The first pages of this book constitute one of the most convincing and brilliant accounts I have read of a life turned out of joint with the personality of the man who has to live it, of an individual's awareness of a pervasive and destructive inauthenticity that will eventually insist on full and practical attention. The deep flaw in Nicolson's mode of life was brought dramatically and symbolically home to him by an eruption of that cultural disquiet he had perhaps preferred not to face up to: walking back to Hammersmith on a summer night he was mugged by three youths. "I was not a person," he writes now of the incident, "but a suit with pockets." But it was the person rather than the suit who suffered; in a dissatisfied, unhappy state of mind anyway, Nicolson underwent a virtual breakdown. He and his partner decided to move out of London. FInding Perch Hill was an accident, except that the place corresponded with their inner desiderata; its situation, its atmosphere and its needs matched those of the place of their longings. The couple was thus led to the Sussex Weald by the house and land, just as someone born into the property would have been.

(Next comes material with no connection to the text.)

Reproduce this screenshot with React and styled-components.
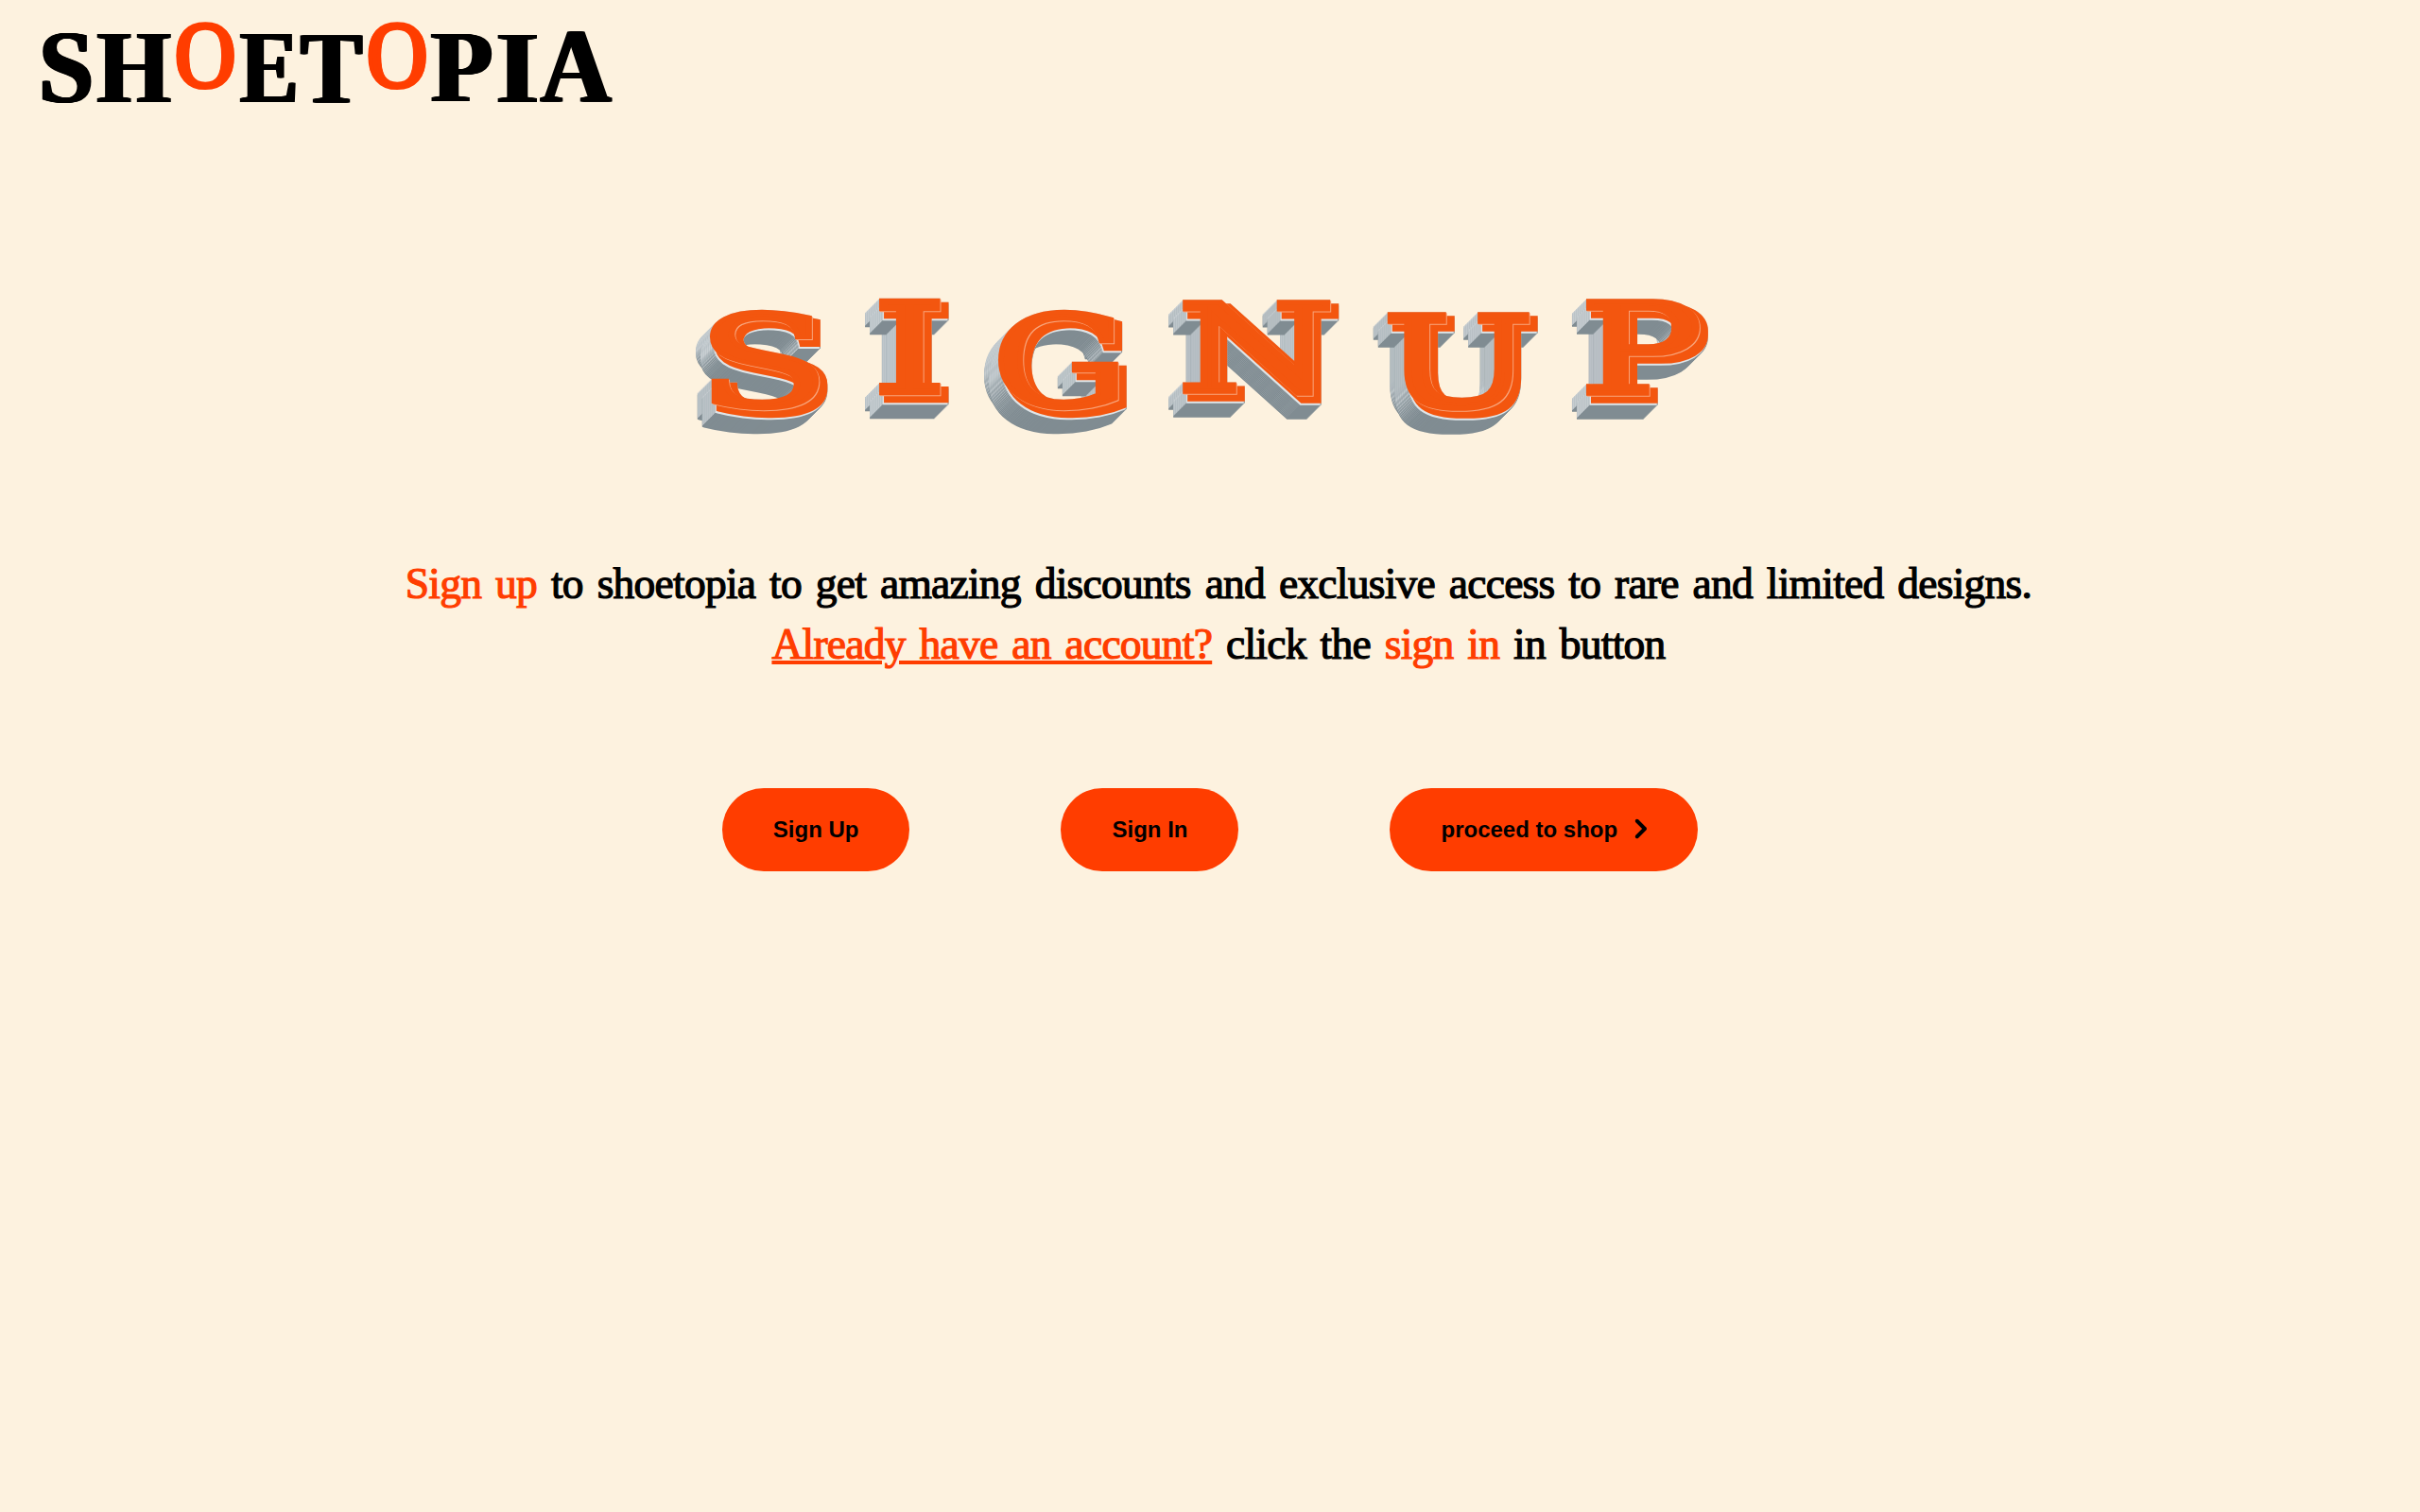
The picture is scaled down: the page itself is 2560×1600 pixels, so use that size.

The predicament of nature-loving townsfolk in an assertive rural environment is, of course, a recurring subject of post-Romantic English writing, part of the curious and powerful difficulty of middle- and upper-class England in accepting membership of an overwhelmingly industrial - or post-industrial - society. It is one of the most valuable aspects of Nicolson's book that he takes this tradition - in both its social and its literary forms - as a measuring-rod throughout; he knows from the first what it is he's doing in trying to farm at once modestly, commercially and ethically in this wooded but poor countryside. And perhaps he is at his most interesting when trying to convey the mental condition his successes and failures induce, on the relationship of his actions to his values, his aspirations and his aversions. It does not worry him that he can be seen as part of a wave, and a large one at that - of Londoners wanting old houses and fields that can be worked - though he is perhaps a little taken aback by quite what a lucrative affair this wave is for the estate agents. His Saturday morning in a Heathfield agents' office provides one of the most mordantly funny parts of the book ("Jason was doing the talk. `Smarden Farm,' he was saying, `yeah, that's the fella. Total area extends to over three-quarters of an acre. Yup. Three nine nine.' `A London Buyer,' Joyce half-whispered, half-mouthed at me. `I love it when Jason drops his voice, don't you?'"). Nicolson appreciates that what has animated him most must animate others as well, and that this may turn out to be a compound of protest, past unhappiness and regret for a way of life now endangered. But all that doesn't prevent him from wanting to make a go of Perch Hill, nor diminish the very real sense of the numinous the place arouses.
There are times, it must be said, when Nicolson is somewhat disingenuous. His financial affairs were, he tells us, when contemplating moving from London and again as a result of certain farming ventures, in a mess. And so they may temporarily have been, but I suspect that basically his economic position was more comfortable (perhaps quite a bit more so) than those of many of his readers. Also one is left in ignorance about what part of his life is taken up by his activities as a really rather well-known journalist and writer, and what these contribute to his income. His network of contacts too is something that surfaces every now and again; perhaps it is something he has come to take for granted. In next to no time, it seems, eminent media representatives are taking an interest in Perch Hill and its improvements. That would surely not be the case for the average Ruralists, making new lives for themselves in sequestered countryside.
But elsewhere it is the fearlessness of Nicolson's inquiring spirit that impresses. Perch Hill is adjacent to Bateman's, Kipling's home, and Nicolson, most interestingly, evokes the writer as a point of reference. Like Kipling, he loves feeling the past in the present, the age of fields, hedges, woods, many of them going back well before the Conquest. Like Kipling, he very properly banishes the hunt from his land, and like him he reveres quietness as the essential element for many lives, animal and human. But isn't there a danger in being too desirous of harmony, being too exclusive? Few pages in Perch Hill are more moving, or indeed shocking, than those describing the Nicolsons' discovery that a rather baffling neighbour, an accountant, has stolen money from her clients and has twice attempted suicide. There can be no Arcadia worth having that shuts the door on human complexity. Similarly, Nicolson agonises about the hidden and unhealthy desire for purity in both traditional and Ruralist country life. Does conservationism too easily contain ethnic and cultural separatism? It is Adam Nicolson's fervent belief that labour-intensiveness is the most important, and eventually the most socially restorative aspect of traditional farming, against which modern farming wisdom has set itself. But how likely is any sizeable return to it?
Behind his review of the crisis in end-of-century country life, however, is his spiritual response to what gives it its fascination: the perpetual existence of the non-human. Believing as I firmly do that there is no matter more important than humankind's relationship with animals, I found myself rejoicing in and admiring Adam Nicolson's tributes: foxes, chickens, a rogue cockerel, owls, a beloved dog, sheep of all kinds. He shows a deep and reverent tenderness and a stoical acceptance of things as they are. May he write more on this, and set us further on the path of the future: inclusiveness towards all members of the creature-world.